2. FILOMENO, José Geraldo Brito. Manual de Direito do Consumidor. São Paulo: Atlas.

Excelente para estudantes e operadores do direito. Explica detalhadamente por que a substituição unilateral do troco viola princípios essenciais do CDC e exemplifica casos julgados.

3. MARQUES, Claudia Lima. Contratos no Código de Defesa do Consumidor. São Paulo: RT.

Clássico de referência. A autora aprofunda temas como práticas abusivas, vantagem exagerada e venda casada — todos conectados à entrega compulsória de produtos como forma de pagamento.

4. RIZZATTO NUNES, Luiz Antonio. Curso de Direito do Consumidor. São Paulo: Saraiva.

O autor discute a noção de fornecedor, vulnerabilidade do consumidor e práticas comerciais abusivas. Há análise direta de condutas semelhantes à da entrega de balas no troco.

5. SALOMÃO FILHO, Calixto. Regulação da Concorrência. São Paulo: Malheiros.

Embora voltado ao direito econômico, ajuda a compreender por que certas práticas aparentemente banais podem distorcer a ordem econômica e justificar repressão penal.

6. PAULANI, Leda.

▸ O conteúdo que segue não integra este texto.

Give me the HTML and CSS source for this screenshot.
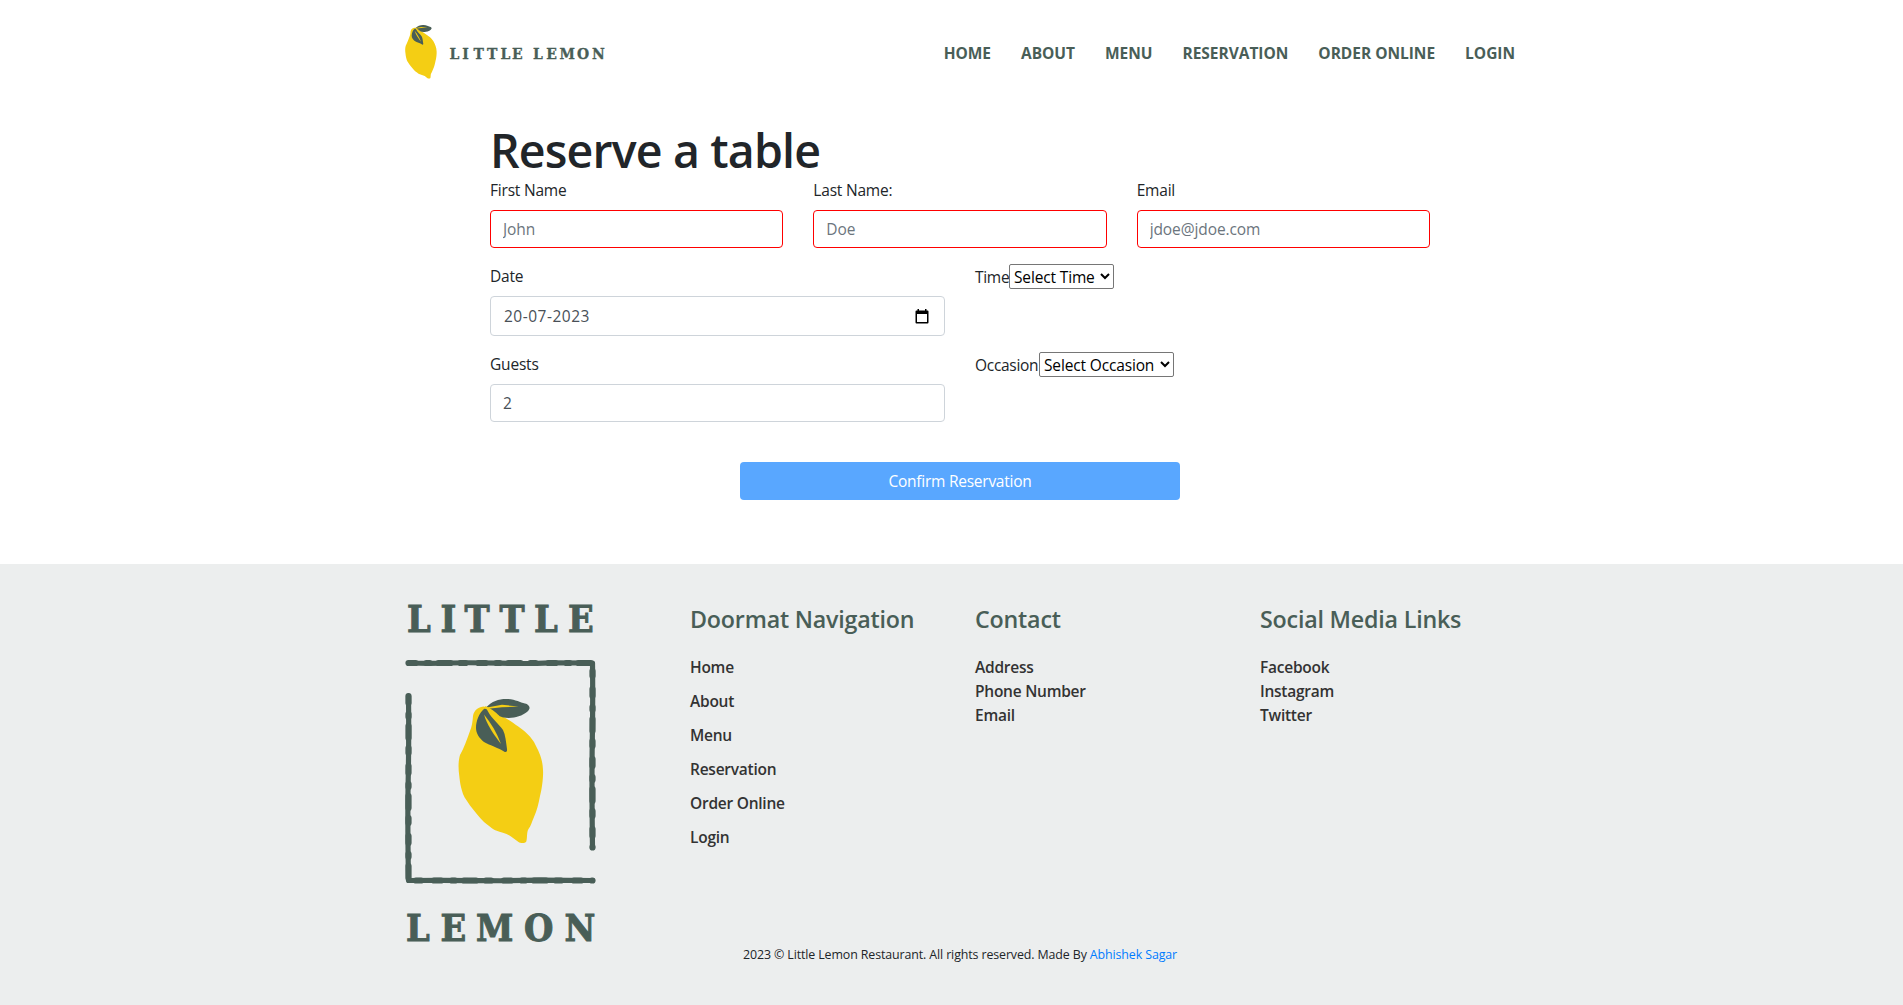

Brasil Delivery: Servidão Financeira e Estado de Emergência Econômico. São Paulo: Boitempo.

Excelente contextualização histórica da economia brasileira, útil para entender o ambiente da hiperinflação e a cultura da improvisação que permitiu a sobrevivência da prática.

7. BANCO CENTRAL DO BRASIL. Relatórios sobre a circulação monetária (diversos anos).

Documentos técnicos que evidenciam a regularização da produção de moedas após o Plano Real e desmontam o argumento da escassez como justificativa para o abuso.

8. PROCON-SP. Manual de Práticas Abusivas.

Fonte normativa prática e objetiva, com orientações claras sobre como lidar com falta de troco, arredondamentos e exigências de mercadorias não solicitadas.